_Request_. List each line of the data in which the string "index" appears.

(begin)

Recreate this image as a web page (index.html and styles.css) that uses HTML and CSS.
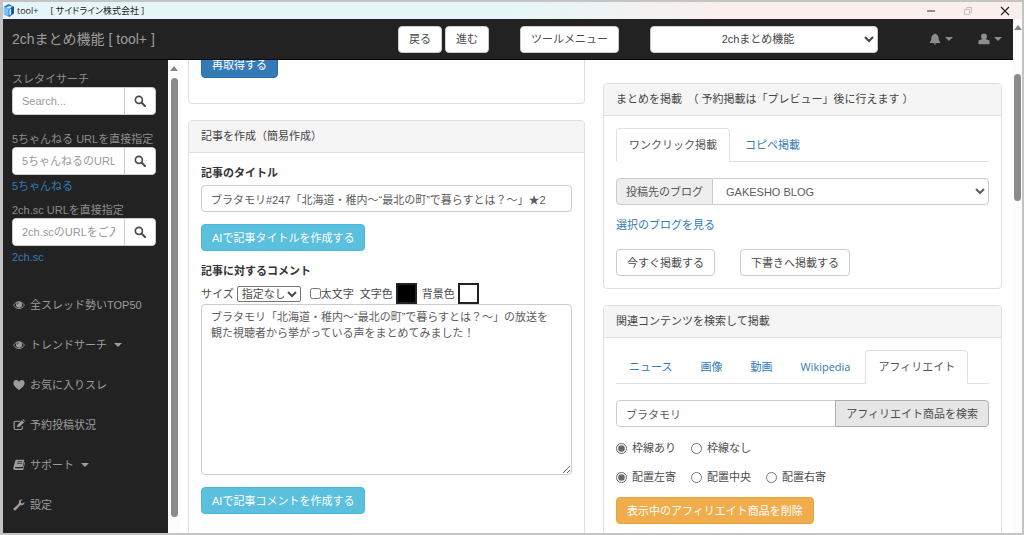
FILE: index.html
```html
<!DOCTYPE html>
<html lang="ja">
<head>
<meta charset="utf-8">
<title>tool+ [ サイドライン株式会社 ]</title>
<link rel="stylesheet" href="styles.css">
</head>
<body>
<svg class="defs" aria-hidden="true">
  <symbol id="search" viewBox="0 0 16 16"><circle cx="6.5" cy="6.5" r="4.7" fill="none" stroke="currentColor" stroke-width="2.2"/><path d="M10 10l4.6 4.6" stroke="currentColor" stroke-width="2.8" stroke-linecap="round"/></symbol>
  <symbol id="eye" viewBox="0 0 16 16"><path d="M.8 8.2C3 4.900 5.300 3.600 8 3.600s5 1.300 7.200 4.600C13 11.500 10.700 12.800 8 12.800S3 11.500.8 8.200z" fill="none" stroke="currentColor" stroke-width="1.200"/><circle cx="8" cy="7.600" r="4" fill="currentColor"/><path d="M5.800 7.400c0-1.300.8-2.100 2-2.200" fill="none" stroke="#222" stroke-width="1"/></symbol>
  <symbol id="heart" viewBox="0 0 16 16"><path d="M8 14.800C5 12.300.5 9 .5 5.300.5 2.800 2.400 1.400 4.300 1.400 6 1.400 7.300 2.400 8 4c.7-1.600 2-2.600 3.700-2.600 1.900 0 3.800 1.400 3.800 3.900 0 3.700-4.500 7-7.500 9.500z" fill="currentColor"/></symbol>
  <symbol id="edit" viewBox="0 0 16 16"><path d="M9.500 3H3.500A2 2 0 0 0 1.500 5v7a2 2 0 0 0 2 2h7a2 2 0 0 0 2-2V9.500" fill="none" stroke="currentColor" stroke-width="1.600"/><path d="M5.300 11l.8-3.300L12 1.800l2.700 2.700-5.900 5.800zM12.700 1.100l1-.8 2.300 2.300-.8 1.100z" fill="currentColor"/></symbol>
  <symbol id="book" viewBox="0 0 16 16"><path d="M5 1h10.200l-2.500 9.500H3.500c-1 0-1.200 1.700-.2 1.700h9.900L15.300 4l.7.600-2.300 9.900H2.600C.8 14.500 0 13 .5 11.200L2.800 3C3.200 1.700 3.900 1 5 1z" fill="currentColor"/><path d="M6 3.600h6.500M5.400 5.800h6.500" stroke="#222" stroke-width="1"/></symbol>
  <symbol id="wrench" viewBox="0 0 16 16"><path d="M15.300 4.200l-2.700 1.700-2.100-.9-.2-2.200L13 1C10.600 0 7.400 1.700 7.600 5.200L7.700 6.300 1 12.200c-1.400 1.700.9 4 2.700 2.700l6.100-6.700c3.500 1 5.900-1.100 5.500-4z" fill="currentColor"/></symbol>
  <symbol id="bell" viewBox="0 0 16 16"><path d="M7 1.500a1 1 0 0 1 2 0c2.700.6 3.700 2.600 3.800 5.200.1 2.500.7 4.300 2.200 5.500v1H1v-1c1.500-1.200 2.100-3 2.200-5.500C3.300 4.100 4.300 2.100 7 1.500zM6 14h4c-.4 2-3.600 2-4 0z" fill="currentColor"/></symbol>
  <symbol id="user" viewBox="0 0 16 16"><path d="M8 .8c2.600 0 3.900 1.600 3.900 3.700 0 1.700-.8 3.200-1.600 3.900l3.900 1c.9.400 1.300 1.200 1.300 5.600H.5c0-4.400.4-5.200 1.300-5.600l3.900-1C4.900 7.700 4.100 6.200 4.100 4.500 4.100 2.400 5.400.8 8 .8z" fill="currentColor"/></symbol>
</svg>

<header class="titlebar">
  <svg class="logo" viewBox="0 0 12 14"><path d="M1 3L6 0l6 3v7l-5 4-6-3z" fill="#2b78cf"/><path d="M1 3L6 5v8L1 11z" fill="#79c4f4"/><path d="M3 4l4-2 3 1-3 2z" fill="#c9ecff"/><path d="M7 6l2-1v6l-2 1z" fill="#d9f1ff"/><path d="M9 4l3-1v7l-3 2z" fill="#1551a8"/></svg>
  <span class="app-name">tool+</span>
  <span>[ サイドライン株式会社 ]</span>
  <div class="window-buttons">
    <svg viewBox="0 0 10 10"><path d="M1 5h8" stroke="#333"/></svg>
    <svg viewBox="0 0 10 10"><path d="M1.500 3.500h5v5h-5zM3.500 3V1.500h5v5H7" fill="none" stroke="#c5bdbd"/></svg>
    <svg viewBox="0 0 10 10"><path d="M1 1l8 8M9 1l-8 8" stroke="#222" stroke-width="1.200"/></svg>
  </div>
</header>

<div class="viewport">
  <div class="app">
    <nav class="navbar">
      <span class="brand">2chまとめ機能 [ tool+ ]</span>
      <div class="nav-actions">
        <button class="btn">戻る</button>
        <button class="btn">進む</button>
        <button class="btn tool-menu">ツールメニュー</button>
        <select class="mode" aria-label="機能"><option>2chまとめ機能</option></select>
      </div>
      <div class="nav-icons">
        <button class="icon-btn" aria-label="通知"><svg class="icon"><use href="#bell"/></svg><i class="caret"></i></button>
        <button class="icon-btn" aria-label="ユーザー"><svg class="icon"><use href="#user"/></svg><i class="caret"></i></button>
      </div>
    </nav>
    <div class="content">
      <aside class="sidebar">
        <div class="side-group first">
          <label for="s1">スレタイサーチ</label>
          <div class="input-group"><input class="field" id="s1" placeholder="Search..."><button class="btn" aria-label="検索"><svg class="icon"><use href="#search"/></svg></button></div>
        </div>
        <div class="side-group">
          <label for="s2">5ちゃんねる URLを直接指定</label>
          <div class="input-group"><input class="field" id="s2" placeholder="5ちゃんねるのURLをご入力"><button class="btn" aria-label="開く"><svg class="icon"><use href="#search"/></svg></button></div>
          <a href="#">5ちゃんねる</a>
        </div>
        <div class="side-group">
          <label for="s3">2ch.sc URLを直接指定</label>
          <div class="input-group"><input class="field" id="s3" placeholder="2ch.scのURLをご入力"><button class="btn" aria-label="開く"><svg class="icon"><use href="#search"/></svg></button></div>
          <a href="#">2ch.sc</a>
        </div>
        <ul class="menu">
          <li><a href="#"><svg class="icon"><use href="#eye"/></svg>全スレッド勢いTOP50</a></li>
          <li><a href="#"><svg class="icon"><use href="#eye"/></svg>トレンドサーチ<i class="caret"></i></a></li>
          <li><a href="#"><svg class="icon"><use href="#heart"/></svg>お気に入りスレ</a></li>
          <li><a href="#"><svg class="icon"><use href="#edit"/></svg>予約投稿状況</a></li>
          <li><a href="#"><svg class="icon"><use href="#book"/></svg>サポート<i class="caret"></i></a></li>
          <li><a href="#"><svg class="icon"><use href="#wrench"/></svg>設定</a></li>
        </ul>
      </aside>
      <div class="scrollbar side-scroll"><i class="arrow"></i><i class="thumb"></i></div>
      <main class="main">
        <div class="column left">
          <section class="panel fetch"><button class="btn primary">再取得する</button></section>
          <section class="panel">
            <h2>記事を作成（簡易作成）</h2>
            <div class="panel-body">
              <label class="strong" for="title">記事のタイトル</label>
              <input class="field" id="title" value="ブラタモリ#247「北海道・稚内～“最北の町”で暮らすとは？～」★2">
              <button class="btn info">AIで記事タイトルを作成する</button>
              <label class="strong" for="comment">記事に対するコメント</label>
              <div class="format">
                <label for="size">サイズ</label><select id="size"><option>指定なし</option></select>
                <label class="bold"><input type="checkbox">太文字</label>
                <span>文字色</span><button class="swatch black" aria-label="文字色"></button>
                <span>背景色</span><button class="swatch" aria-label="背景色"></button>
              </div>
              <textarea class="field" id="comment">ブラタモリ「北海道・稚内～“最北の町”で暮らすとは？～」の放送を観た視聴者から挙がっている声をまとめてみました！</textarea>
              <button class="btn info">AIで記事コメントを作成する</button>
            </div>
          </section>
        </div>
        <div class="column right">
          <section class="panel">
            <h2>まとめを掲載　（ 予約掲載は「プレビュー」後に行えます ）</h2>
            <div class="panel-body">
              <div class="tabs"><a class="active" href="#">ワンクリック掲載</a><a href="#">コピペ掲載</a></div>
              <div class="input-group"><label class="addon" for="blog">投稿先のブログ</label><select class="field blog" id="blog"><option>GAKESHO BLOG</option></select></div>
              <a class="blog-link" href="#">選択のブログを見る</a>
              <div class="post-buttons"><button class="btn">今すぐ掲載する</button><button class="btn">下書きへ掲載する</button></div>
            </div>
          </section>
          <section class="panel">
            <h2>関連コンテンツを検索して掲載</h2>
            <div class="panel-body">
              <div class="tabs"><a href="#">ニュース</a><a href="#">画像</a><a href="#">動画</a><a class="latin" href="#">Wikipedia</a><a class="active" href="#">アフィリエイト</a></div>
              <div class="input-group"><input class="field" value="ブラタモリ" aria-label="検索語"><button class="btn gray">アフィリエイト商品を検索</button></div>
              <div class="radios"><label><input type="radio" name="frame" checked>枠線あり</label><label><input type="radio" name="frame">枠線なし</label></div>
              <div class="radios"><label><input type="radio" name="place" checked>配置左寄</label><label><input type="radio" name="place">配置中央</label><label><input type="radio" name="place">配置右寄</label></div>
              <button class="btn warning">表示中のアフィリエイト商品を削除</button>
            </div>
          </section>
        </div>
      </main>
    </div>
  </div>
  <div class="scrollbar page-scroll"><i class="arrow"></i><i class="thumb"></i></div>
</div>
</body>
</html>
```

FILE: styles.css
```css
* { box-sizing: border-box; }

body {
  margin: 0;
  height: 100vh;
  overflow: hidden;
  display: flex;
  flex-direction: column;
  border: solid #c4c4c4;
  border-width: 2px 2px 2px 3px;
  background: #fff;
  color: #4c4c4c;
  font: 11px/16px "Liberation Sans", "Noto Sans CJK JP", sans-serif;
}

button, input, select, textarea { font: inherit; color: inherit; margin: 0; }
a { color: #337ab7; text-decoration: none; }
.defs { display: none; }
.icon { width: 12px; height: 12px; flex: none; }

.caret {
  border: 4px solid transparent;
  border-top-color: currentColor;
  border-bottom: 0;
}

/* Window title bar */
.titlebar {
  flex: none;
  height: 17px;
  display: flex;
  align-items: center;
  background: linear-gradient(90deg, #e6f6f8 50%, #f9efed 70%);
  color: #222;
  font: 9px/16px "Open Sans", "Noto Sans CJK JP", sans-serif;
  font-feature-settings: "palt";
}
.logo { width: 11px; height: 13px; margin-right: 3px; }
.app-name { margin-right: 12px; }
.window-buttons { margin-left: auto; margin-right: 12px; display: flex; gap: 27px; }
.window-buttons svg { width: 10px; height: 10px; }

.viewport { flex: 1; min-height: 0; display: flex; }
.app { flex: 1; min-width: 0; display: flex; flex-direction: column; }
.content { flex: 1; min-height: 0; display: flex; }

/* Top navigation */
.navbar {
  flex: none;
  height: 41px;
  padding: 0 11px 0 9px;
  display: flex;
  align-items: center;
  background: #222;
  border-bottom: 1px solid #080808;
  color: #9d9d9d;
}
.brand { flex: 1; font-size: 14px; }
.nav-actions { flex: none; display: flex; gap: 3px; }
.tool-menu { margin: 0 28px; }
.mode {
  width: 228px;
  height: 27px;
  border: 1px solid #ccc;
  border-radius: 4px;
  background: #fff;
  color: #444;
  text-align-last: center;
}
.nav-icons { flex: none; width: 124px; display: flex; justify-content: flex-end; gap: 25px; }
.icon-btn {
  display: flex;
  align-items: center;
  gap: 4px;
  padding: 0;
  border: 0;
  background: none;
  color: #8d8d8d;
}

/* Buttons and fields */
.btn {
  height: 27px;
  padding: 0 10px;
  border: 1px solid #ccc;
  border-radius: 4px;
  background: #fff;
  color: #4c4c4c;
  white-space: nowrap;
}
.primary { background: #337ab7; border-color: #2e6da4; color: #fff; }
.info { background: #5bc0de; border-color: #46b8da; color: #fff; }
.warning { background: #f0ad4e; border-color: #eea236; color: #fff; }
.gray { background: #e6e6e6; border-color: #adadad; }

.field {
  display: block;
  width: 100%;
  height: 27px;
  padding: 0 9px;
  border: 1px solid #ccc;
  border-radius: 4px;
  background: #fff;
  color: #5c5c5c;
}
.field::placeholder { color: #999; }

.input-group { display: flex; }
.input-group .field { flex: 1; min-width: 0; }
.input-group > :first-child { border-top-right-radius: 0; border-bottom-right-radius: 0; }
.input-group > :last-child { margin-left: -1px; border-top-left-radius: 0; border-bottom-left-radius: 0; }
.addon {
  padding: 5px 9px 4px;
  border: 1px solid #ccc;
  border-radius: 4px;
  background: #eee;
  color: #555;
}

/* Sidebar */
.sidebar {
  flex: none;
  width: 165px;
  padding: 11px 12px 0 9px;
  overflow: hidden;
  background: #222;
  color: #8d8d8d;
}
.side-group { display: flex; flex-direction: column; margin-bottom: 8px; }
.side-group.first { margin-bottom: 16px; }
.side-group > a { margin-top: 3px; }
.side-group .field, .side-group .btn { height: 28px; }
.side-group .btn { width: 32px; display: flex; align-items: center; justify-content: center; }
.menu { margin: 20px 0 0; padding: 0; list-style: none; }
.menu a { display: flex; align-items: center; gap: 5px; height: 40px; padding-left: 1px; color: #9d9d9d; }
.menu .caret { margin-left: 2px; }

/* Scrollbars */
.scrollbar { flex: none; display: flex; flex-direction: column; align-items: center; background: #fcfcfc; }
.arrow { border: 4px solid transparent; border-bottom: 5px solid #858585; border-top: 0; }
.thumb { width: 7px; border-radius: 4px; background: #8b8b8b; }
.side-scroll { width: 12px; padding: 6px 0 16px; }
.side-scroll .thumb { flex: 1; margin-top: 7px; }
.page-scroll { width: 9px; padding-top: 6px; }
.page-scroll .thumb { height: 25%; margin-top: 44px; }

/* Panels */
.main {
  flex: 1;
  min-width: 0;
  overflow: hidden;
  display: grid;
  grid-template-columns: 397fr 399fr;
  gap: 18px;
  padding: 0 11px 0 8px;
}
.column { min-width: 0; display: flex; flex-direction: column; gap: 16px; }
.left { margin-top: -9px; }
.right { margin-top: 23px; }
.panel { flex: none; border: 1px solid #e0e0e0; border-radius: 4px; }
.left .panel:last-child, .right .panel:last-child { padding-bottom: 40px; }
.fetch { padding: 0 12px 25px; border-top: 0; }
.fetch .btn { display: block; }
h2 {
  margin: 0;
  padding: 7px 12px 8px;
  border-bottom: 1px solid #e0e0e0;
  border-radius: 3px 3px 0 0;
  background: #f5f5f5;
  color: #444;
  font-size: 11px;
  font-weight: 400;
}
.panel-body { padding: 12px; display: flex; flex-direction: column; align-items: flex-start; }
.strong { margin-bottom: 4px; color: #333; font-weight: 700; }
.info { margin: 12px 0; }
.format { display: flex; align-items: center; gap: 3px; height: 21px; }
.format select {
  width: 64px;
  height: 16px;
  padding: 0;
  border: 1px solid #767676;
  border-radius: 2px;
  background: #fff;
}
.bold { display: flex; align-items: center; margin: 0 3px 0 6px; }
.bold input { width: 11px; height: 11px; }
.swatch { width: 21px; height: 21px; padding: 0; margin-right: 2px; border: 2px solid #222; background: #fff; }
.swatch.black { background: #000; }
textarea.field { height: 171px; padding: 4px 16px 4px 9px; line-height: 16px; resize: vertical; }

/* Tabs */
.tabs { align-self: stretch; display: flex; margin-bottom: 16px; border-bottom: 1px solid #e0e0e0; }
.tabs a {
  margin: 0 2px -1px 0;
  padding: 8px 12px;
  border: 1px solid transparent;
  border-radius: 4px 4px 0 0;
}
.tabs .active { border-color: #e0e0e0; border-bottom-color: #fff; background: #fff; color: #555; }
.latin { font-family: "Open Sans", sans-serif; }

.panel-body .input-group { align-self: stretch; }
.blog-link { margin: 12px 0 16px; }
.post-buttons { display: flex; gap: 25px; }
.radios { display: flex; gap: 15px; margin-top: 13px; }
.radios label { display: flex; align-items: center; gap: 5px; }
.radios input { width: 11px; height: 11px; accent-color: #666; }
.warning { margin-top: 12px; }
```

(end)

_Result below_.
Recreate this image as a web page (index.html and styles.css) that uses HTML and CSS.
FILE: index.html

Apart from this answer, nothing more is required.